Omit the pictures, then reproduce every remaining record exactly.

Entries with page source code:
# # # #

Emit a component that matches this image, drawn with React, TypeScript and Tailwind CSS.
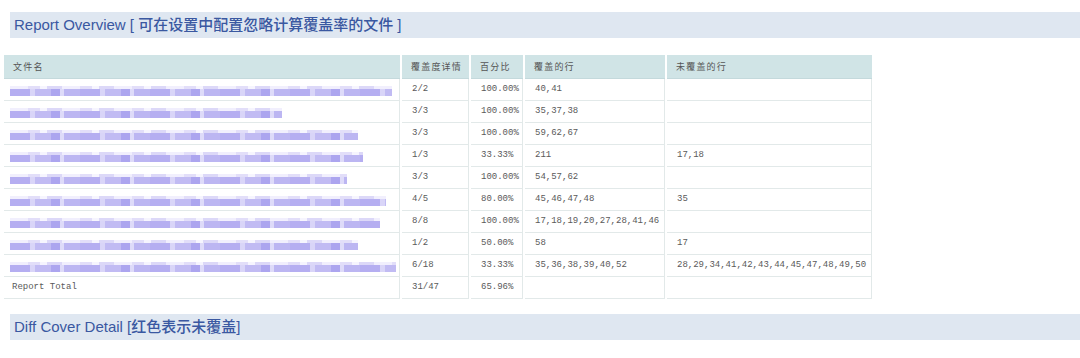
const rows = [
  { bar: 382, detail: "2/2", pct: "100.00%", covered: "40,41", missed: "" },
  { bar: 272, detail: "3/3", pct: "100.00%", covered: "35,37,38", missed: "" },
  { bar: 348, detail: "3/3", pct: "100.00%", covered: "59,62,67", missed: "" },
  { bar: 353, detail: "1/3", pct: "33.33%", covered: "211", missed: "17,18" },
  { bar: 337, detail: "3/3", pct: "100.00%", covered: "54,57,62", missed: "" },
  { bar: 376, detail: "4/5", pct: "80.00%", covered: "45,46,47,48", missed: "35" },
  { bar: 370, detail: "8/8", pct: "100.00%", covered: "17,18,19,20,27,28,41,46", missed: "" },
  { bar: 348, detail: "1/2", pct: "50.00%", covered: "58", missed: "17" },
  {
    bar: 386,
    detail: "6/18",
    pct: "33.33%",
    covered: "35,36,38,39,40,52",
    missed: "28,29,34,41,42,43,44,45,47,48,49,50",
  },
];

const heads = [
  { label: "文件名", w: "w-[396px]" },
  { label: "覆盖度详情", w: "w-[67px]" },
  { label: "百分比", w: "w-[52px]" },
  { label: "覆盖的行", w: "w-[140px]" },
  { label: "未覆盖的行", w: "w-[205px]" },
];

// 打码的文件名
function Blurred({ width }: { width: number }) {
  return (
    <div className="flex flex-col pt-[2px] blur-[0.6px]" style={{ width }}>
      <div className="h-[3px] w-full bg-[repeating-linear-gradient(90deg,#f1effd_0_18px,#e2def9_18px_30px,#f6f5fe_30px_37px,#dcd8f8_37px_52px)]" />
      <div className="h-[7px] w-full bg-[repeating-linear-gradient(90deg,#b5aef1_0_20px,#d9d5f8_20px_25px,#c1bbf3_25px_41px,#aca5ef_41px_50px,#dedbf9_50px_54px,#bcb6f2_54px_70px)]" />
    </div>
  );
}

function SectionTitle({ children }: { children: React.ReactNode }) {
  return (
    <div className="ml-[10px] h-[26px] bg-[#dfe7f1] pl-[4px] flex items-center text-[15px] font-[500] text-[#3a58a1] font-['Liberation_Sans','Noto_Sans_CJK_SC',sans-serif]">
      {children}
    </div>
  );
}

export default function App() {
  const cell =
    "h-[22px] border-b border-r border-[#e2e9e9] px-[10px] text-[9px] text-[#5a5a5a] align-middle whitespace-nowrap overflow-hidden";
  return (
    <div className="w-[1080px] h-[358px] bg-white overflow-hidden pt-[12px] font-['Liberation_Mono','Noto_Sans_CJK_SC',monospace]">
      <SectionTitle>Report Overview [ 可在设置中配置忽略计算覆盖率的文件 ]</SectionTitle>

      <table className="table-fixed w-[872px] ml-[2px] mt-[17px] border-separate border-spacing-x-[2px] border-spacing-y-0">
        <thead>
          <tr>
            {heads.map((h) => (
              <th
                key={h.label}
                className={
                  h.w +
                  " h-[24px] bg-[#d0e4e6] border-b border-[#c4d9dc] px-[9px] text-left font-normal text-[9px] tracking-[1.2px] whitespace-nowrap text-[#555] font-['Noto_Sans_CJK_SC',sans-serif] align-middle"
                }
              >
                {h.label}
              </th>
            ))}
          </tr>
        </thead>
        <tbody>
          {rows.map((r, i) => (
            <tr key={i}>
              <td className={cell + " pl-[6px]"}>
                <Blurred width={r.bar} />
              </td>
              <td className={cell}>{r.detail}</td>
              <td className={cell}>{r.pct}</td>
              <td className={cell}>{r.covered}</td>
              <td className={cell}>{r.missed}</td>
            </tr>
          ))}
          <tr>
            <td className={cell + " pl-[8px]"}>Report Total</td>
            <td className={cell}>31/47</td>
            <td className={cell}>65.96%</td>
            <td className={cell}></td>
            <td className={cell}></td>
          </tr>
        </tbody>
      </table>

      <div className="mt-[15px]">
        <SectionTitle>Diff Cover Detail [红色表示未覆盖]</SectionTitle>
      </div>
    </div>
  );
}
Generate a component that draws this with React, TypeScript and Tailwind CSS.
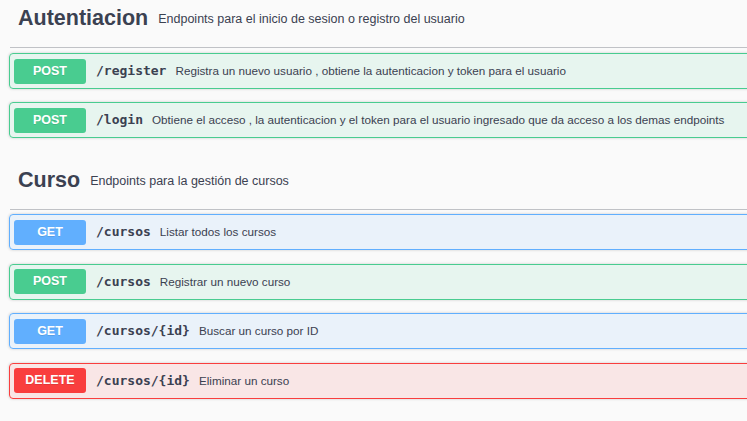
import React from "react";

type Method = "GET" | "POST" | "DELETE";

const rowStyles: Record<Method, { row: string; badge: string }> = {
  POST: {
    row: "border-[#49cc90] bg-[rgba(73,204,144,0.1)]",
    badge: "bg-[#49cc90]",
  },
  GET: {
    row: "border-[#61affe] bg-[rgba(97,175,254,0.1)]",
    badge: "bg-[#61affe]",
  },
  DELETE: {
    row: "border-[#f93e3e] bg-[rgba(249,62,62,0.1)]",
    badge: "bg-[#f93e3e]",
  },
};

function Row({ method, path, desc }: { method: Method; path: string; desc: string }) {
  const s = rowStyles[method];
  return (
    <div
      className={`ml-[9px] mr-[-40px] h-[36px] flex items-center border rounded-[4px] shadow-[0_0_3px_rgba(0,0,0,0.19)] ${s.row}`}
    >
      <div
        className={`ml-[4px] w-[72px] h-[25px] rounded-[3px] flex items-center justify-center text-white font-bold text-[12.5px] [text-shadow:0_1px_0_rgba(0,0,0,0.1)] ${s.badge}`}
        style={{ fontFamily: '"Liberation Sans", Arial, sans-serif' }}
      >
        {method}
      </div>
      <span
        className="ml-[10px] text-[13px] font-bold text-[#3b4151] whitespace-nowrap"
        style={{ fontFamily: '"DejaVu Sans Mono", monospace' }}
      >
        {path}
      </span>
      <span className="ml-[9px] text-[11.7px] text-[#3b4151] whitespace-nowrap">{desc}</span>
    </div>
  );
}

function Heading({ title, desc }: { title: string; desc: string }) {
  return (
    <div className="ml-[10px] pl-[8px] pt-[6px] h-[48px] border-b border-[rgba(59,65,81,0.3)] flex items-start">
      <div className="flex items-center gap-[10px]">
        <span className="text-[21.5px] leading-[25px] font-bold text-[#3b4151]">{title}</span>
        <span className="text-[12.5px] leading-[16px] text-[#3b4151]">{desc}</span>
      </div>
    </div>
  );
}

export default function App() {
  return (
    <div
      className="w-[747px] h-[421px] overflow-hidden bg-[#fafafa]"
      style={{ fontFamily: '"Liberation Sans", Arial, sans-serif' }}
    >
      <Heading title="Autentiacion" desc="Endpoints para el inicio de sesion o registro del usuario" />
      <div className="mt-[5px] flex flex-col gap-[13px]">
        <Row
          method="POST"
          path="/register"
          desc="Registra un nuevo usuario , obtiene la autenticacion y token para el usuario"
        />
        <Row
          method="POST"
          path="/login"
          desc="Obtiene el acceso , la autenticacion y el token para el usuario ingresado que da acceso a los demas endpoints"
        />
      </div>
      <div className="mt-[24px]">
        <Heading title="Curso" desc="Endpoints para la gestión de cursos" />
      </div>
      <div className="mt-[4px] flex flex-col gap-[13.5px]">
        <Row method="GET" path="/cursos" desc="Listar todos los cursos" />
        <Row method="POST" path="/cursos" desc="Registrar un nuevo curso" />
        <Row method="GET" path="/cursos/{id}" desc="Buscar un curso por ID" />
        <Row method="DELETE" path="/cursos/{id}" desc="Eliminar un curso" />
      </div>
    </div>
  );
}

# # # #

THE RESULT:
Emit a component that matches this image, drawn with React, TypeScript and Tailwind CSS.
const rows = [
  { bar: 382, detail: "2/2", pct: "100.00%", covered: "40,41", missed: "" },
  { bar: 272, detail: "3/3", pct: "100.00%", covered: "35,37,38", missed: "" },
  { bar: 348, detail: "3/3", pct: "100.00%", covered: "59,62,67", missed: "" },
  { bar: 353, detail: "1/3", pct: "33.33%", covered: "211", missed: "17,18" },
  { bar: 337, detail: "3/3", pct: "100.00%", covered: "54,57,62", missed: "" },
  { bar: 376, detail: "4/5", pct: "80.00%", covered: "45,46,47,48", missed: "35" },
  { bar: 370, detail: "8/8", pct: "100.00%", covered: "17,18,19,20,27,28,41,46", missed: "" },
  { bar: 348, detail: "1/2", pct: "50.00%", covered: "58", missed: "17" },
  {
    bar: 386,
    detail: "6/18",
    pct: "33.33%",
    covered: "35,36,38,39,40,52",
    missed: "28,29,34,41,42,43,44,45,47,48,49,50",
  },
];

const heads = [
  { label: "文件名", w: "w-[396px]" },
  { label: "覆盖度详情", w: "w-[67px]" },
  { label: "百分比", w: "w-[52px]" },
  { label: "覆盖的行", w: "w-[140px]" },
  { label: "未覆盖的行", w: "w-[205px]" },
];

// 打码的文件名
function Blurred({ width }: { width: number }) {
  return (
    <div className="flex flex-col pt-[2px] blur-[0.6px]" style={{ width }}>
      <div className="h-[3px] w-full bg-[repeating-linear-gradient(90deg,#f1effd_0_18px,#e2def9_18px_30px,#f6f5fe_30px_37px,#dcd8f8_37px_52px)]" />
      <div className="h-[7px] w-full bg-[repeating-linear-gradient(90deg,#b5aef1_0_20px,#d9d5f8_20px_25px,#c1bbf3_25px_41px,#aca5ef_41px_50px,#dedbf9_50px_54px,#bcb6f2_54px_70px)]" />
    </div>
  );
}

function SectionTitle({ children }: { children: React.ReactNode }) {
  return (
    <div className="ml-[10px] h-[26px] bg-[#dfe7f1] pl-[4px] flex items-center text-[15px] font-[500] text-[#3a58a1] font-['Liberation_Sans','Noto_Sans_CJK_SC',sans-serif]">
      {children}
    </div>
  );
}

export default function App() {
  const cell =
    "h-[22px] border-b border-r border-[#e2e9e9] px-[10px] text-[9px] text-[#5a5a5a] align-middle whitespace-nowrap overflow-hidden";
  return (
    <div className="w-[1080px] h-[358px] bg-white overflow-hidden pt-[12px] font-['Liberation_Mono','Noto_Sans_CJK_SC',monospace]">
      <SectionTitle>Report Overview [ 可在设置中配置忽略计算覆盖率的文件 ]</SectionTitle>

      <table className="table-fixed w-[872px] ml-[2px] mt-[17px] border-separate border-spacing-x-[2px] border-spacing-y-0">
        <thead>
          <tr>
            {heads.map((h) => (
              <th
                key={h.label}
                className={
                  h.w +
                  " h-[24px] bg-[#d0e4e6] border-b border-[#c4d9dc] px-[9px] text-left font-normal text-[9px] tracking-[1.2px] whitespace-nowrap text-[#555] font-['Noto_Sans_CJK_SC',sans-serif] align-middle"
                }
              >
                {h.label}
              </th>
            ))}
          </tr>
        </thead>
        <tbody>
          {rows.map((r, i) => (
            <tr key={i}>
              <td className={cell + " pl-[6px]"}>
                <Blurred width={r.bar} />
              </td>
              <td className={cell}>{r.detail}</td>
              <td className={cell}>{r.pct}</td>
              <td className={cell}>{r.covered}</td>
              <td className={cell}>{r.missed}</td>
            </tr>
          ))}
          <tr>
            <td className={cell + " pl-[8px]"}>Report Total</td>
            <td className={cell}>31/47</td>
            <td className={cell}>65.96%</td>
            <td className={cell}></td>
            <td className={cell}></td>
          </tr>
        </tbody>
      </table>

      <div className="mt-[15px]">
        <SectionTitle>Diff Cover Detail [红色表示未覆盖]</SectionTitle>
      </div>
    </div>
  );
}
Generate a component that draws this with React, TypeScript and Tailwind CSS.
import React from "react";

type Method = "GET" | "POST" | "DELETE";

const rowStyles: Record<Method, { row: string; badge: string }> = {
  POST: {
    row: "border-[#49cc90] bg-[rgba(73,204,144,0.1)]",
    badge: "bg-[#49cc90]",
  },
  GET: {
    row: "border-[#61affe] bg-[rgba(97,175,254,0.1)]",
    badge: "bg-[#61affe]",
  },
  DELETE: {
    row: "border-[#f93e3e] bg-[rgba(249,62,62,0.1)]",
    badge: "bg-[#f93e3e]",
  },
};

function Row({ method, path, desc }: { method: Method; path: string; desc: string }) {
  const s = rowStyles[method];
  return (
    <div
      className={`ml-[9px] mr-[-40px] h-[36px] flex items-center border rounded-[4px] shadow-[0_0_3px_rgba(0,0,0,0.19)] ${s.row}`}
    >
      <div
        className={`ml-[4px] w-[72px] h-[25px] rounded-[3px] flex items-center justify-center text-white font-bold text-[12.5px] [text-shadow:0_1px_0_rgba(0,0,0,0.1)] ${s.badge}`}
        style={{ fontFamily: '"Liberation Sans", Arial, sans-serif' }}
      >
        {method}
      </div>
      <span
        className="ml-[10px] text-[13px] font-bold text-[#3b4151] whitespace-nowrap"
        style={{ fontFamily: '"DejaVu Sans Mono", monospace' }}
      >
        {path}
      </span>
      <span className="ml-[9px] text-[11.7px] text-[#3b4151] whitespace-nowrap">{desc}</span>
    </div>
  );
}

function Heading({ title, desc }: { title: string; desc: string }) {
  return (
    <div className="ml-[10px] pl-[8px] pt-[6px] h-[48px] border-b border-[rgba(59,65,81,0.3)] flex items-start">
      <div className="flex items-center gap-[10px]">
        <span className="text-[21.5px] leading-[25px] font-bold text-[#3b4151]">{title}</span>
        <span className="text-[12.5px] leading-[16px] text-[#3b4151]">{desc}</span>
      </div>
    </div>
  );
}

export default function App() {
  return (
    <div
      className="w-[747px] h-[421px] overflow-hidden bg-[#fafafa]"
      style={{ fontFamily: '"Liberation Sans", Arial, sans-serif' }}
    >
      <Heading title="Autentiacion" desc="Endpoints para el inicio de sesion o registro del usuario" />
      <div className="mt-[5px] flex flex-col gap-[13px]">
        <Row
          method="POST"
          path="/register"
          desc="Registra un nuevo usuario , obtiene la autenticacion y token para el usuario"
        />
        <Row
          method="POST"
          path="/login"
          desc="Obtiene el acceso , la autenticacion y el token para el usuario ingresado que da acceso a los demas endpoints"
        />
      </div>
      <div className="mt-[24px]">
        <Heading title="Curso" desc="Endpoints para la gestión de cursos" />
      </div>
      <div className="mt-[4px] flex flex-col gap-[13.5px]">
        <Row method="GET" path="/cursos" desc="Listar todos los cursos" />
        <Row method="POST" path="/cursos" desc="Registrar un nuevo curso" />
        <Row method="GET" path="/cursos/{id}" desc="Buscar un curso por ID" />
        <Row method="DELETE" path="/cursos/{id}" desc="Eliminar un curso" />
      </div>
    </div>
  );
}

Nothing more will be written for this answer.